Pollution-Determined Alzheimer’s Disease Markers Detected in Mexico City Teens

June 13, 2017 2627 users 0 Category: Air

An increasing number of apparently unrelated conditions may be influenced by pollution factors. After autism was recently linked to high lead exposure in a study that, although it is yet to be replicated, seems correct and credible, it is now the turn of Alzheimer's disease to be linked to neurotoxic pollutants, following a study by researchers at the University of Montana, Universidad del Valle de Mexico, Instituto Nacional de Pediatria, Boise State, and Universidad Nacional Autonoma de Mexico, published in the Journal of Alzheimer's Disease.

The research was conducted among children, adolescents and young adults in Mexico City, and revealed the disturbing correlation between high concentrations of fine particulate matter (PM 2.5) and key markers of Alzheimer's disease in these subjects.

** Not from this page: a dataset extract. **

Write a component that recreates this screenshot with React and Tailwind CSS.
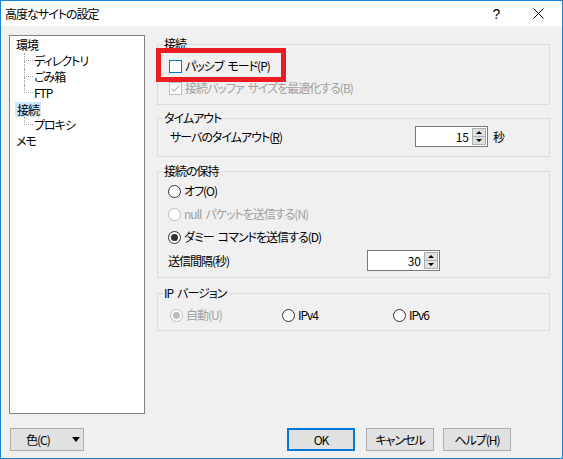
import React from "react";

const FONT = "font-['Noto_Sans_CJK_JP',sans-serif] [font-feature-settings:'palt'] tracking-[-1px]";

function T({ children }) {
  const parts = String(children).split(" ");
  return (
    <>
      {parts.map((p, i) => (
        <React.Fragment key={i}>
          {i > 0 && <span className="inline-block w-[4px]" />}
          {p}
        </React.Fragment>
      ))}
    </>
  );
}

function TreeChild({ label, last }) {
  return (
    <div className="h-[16px] flex">
      <div className="ml-[14px] w-[9px] flex flex-col">
        <div className="h-[8px] border-l border-b border-dotted border-[#a0a0a0]" />
        {!last && <div className="flex-1 border-l border-dotted border-[#a0a0a0]" />}
      </div>
      <span className="ml-[1px] leading-[16px]">{label}</span>
    </div>
  );
}

function TreeRoot({ label, selected }) {
  return (
    <div className="h-[16px] flex items-center pl-[5px]">
      <span className={selected ? "px-[2px] bg-[#cce8ff] leading-[15px]" : "px-[1px] leading-[16px]"}>{label}</span>
    </div>
  );
}

function Group({ title, className = "", children }) {
  return (
    <fieldset className={"border border-[#dcdcdc] " + className}>
      <legend className="ml-[5px] px-[1px] leading-[16px]">
        <T>{title}</T>
      </legend>
      {children}
    </fieldset>
  );
}

function Checkbox({ checked, disabled, focus }) {
  const border = disabled ? "border-[#bcbcbc]" : focus ? "border-[#0078d7]" : "border-[#333333]";
  return (
    <div className={"w-[13px] h-[13px] border bg-white flex items-center justify-center shrink-0 " + border}>
      {checked && (
        <svg width="11" height="11" viewBox="0 0 11 11">
          <polyline points="1.5,5.5 4,8 9.5,2.5" fill="none" stroke={disabled ? "#bcbcbc" : "#333"} strokeWidth="1.3" />
        </svg>
      )}
    </div>
  );
}

function Radio({ checked, disabled }) {
  const border = disabled ? "border-[#bcbcbc]" : "border-[#333333]";
  return (
    <div className={"w-[13px] h-[13px] rounded-full border bg-white flex items-center justify-center shrink-0 " + border}>
      {checked && <div className={"w-[7px] h-[7px] rounded-full " + (disabled ? "bg-[#bcbcbc]" : "bg-[#333333]")} />}
    </div>
  );
}

function Spin({ value }) {
  return (
    <div className="w-[73px] h-[21px] border border-[#7a7a7a] bg-white flex">
      <div className="flex-1 flex items-center justify-end pr-[3px] leading-[16px] tracking-normal">{value}</div>
      <div className="w-[14px] my-[1px] mr-[1px] flex flex-col">
        <div className="flex-1 border border-[#adadad] bg-[#e1e1e1] flex items-center justify-center">
          <div className="w-0 h-0 border-x-[3px] border-x-transparent border-b-[3px] border-b-black" />
        </div>
        <div className="flex-1 border border-t-0 border-[#adadad] bg-[#e1e1e1] flex items-center justify-center">
          <div className="w-0 h-0 border-x-[3px] border-x-transparent border-t-[3px] border-t-black" />
        </div>
      </div>
    </div>
  );
}

function Button({ children, primary, className = "" }) {
  return (
    <div
      className={
        "h-[23px] w-[68px] bg-[#e1e1e1] flex items-center justify-center leading-[16px] " +
        (primary ? "border-2 border-[#0078d7]" : "border border-[#adadad]") +
        " " +
        className
      }
    >
      {children}
    </div>
  );
}

export default function App() {
  return (
    <div className={"relative w-[563px] h-[459px] border border-[#1883d7] bg-[#f0f0f0] flex flex-col text-[12px] text-black " + FONT}>
      {/* title bar */}
      <div className="h-[25px] bg-white flex items-center pl-[4px] shrink-0">
        <span className="leading-[16px]">高度なサイトの設定</span>
        <div className="ml-auto flex items-center h-full">
          <div className="w-[46px] flex justify-center pl-[6px] text-[14px] font-['Liberation_Sans',sans-serif] leading-[16px]">?</div>
          <div className="w-[46px] flex justify-center pr-[2px]">
            <svg width="11" height="11" viewBox="0 0 11 11">
              <line x1="0.5" y1="0.5" x2="10.5" y2="10.5" stroke="#000" strokeWidth="1" />
              <line x1="10.5" y1="0.5" x2="0.5" y2="10.5" stroke="#000" strokeWidth="1" />
            </svg>
          </div>
        </div>
      </div>

      {/* content */}
      <div className="flex pt-[9px] pl-[8px]">
        <div className="w-[136px] h-[379px] bg-white border border-[#828282] pt-[1px]">
          <TreeRoot label="環境" />
          <TreeChild label="ディレクトリ" />
          <TreeChild label="ごみ箱" />
          <TreeChild label="FTP" last />
          <TreeRoot label="接続" selected />
          <TreeChild label="プロキシ" last />
          <TreeRoot label="メモ" />
        </div>

        <div className="ml-[12px] mt-[1px] w-[393px] flex flex-col">
          <Group title="接続">
            <div className="pt-[4px] pb-[6px] pl-[11px] flex flex-col gap-[2px]">
              <div className="h-[20px] flex items-center">
                <Checkbox focus />
                <span className="ml-[3px] leading-[16px]">
                  <T>パッシブ モード(P)</T>
                </span>
              </div>
              <div className="h-[20px] flex items-center text-[#a0a0a0]">
                <Checkbox checked disabled />
                <span className="ml-[3px] leading-[16px]">
                  <T>接続バッファ サイズを最適化する(B)</T>
                </span>
              </div>
            </div>
          </Group>

          <Group title="タイムアウト" className="mt-[5px]">
            <div className="pb-[9px] pl-[12px] flex items-center h-[30px]">
              <div className="h-[21px] flex items-center w-full">
                <span className="leading-[16px]">
                  サーバのタイムアウト(<span className="underline">R</span>)
                </span>
                <div className="ml-auto mr-[45px] flex items-center">
                  <Spin value="15" />
                  <span className="ml-[5px] leading-[16px]">秒</span>
                </div>
              </div>
            </div>
          </Group>

          <Group title="接続の保持" className="mt-[6px]">
            <div className="pt-[2px] pb-[6px] pl-[10px] flex flex-col gap-[3px]">
              <div className="h-[20px] flex items-center">
                <Radio />
                <span className="ml-[3px] leading-[16px]">オフ(O)</span>
              </div>
              <div className="h-[20px] flex items-center text-[#a0a0a0]">
                <Radio disabled />
                <span className="ml-[3px] leading-[16px]">
                  <T>null パケットを送信する(N)</T>
                </span>
              </div>
              <div className="h-[20px] flex items-center">
                <Radio checked />
                <span className="ml-[3px] leading-[16px]">
                  <T>ダミー コマンドを送信する(D)</T>
                </span>
              </div>
              <div className="h-[21px] flex items-center">
                <span className="leading-[16px]">送信間隔(秒)</span>
                <div className="ml-auto mr-[109px]">
                  <Spin value="30" />
                </div>
              </div>
            </div>
          </Group>

          <Group title="IP バージョン" className="mt-[7px]">
            <div className="pt-[4px] pb-[5px] pl-[12px] flex items-center">
              <div className="w-[112px] h-[20px] flex items-center text-[#a0a0a0]">
                <Radio checked disabled />
                <span className="ml-[3px] leading-[16px]">自動(U)</span>
              </div>
              <div className="w-[111px] h-[20px] flex items-center">
                <Radio />
                <span className="ml-[3px] leading-[16px]">IPv4</span>
              </div>
              <div className="h-[20px] flex items-center">
                <Radio />
                <span className="ml-[3px] leading-[16px]">IPv6</span>
              </div>
            </div>
          </Group>
        </div>
      </div>

      {/* bottom buttons */}
      <div className="mt-[14px] pl-[9px] pr-[51px] flex items-center">
        <div className="h-[23px] w-[74px] bg-[#e1e1e1] border border-[#adadad] flex items-center pl-[15px] pr-[3px]">
          <span className="leading-[16px]">色(C)</span>
          <div className="ml-auto w-0 h-0 border-x-[4px] border-x-transparent border-t-[5px] border-t-black" />
        </div>
        <Button primary className="ml-auto">OK</Button>
        <Button className="ml-[11px]">キャンセル</Button>
        <Button className="ml-[9px]">ヘルプ(H)</Button>
      </div>

      {/* red annotation box */}
      <div className="absolute left-[155px] top-[47px] w-[130px] h-[34px] border-[5px] border-[#ed1c24] pointer-events-none" />
    </div>
  );
}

Thus, they displayed "hyperphosphorylated tau and amyloid plaques" (a marker of AD), along with neuroinflammation, "dysregulated immune responses, breakdown of epithelial and endothelial barriers, extensive damage to the neurovascular unit", all correlated with significant deposits of combustion-derived metal nanoparticles. Other effects include "dysregulation of feeding hormones, deficiencies in attention and short-term memory, and below-average scores in Verbal and Full Scale IQ compared to age, gender, and socioeconomic status-matched low air pollution residents".

While the study does not jump to the conclusion that combustion-derived pollution is the culprit for young people's developing Alzheimer's, it suggests a strong correlation, especially for overweight female teens who are carriers of APOE ?4, an allele that is present in about 40% of all people suffering from Alzheimer's Disease. The APOE ?4 does not equate certainty of developing the disease, however it is a strong risk factor.

"The combined effects of combustion-derived nanoparticles," the researchers conclude, "residency in a highly polluted city, poor nutrition, obesity, metabolic syndrome, urban stress, lower brain and cognitive reserves, and APOE ?4 could lead to an acceleration of neurodegenerative changes among precarious young brains."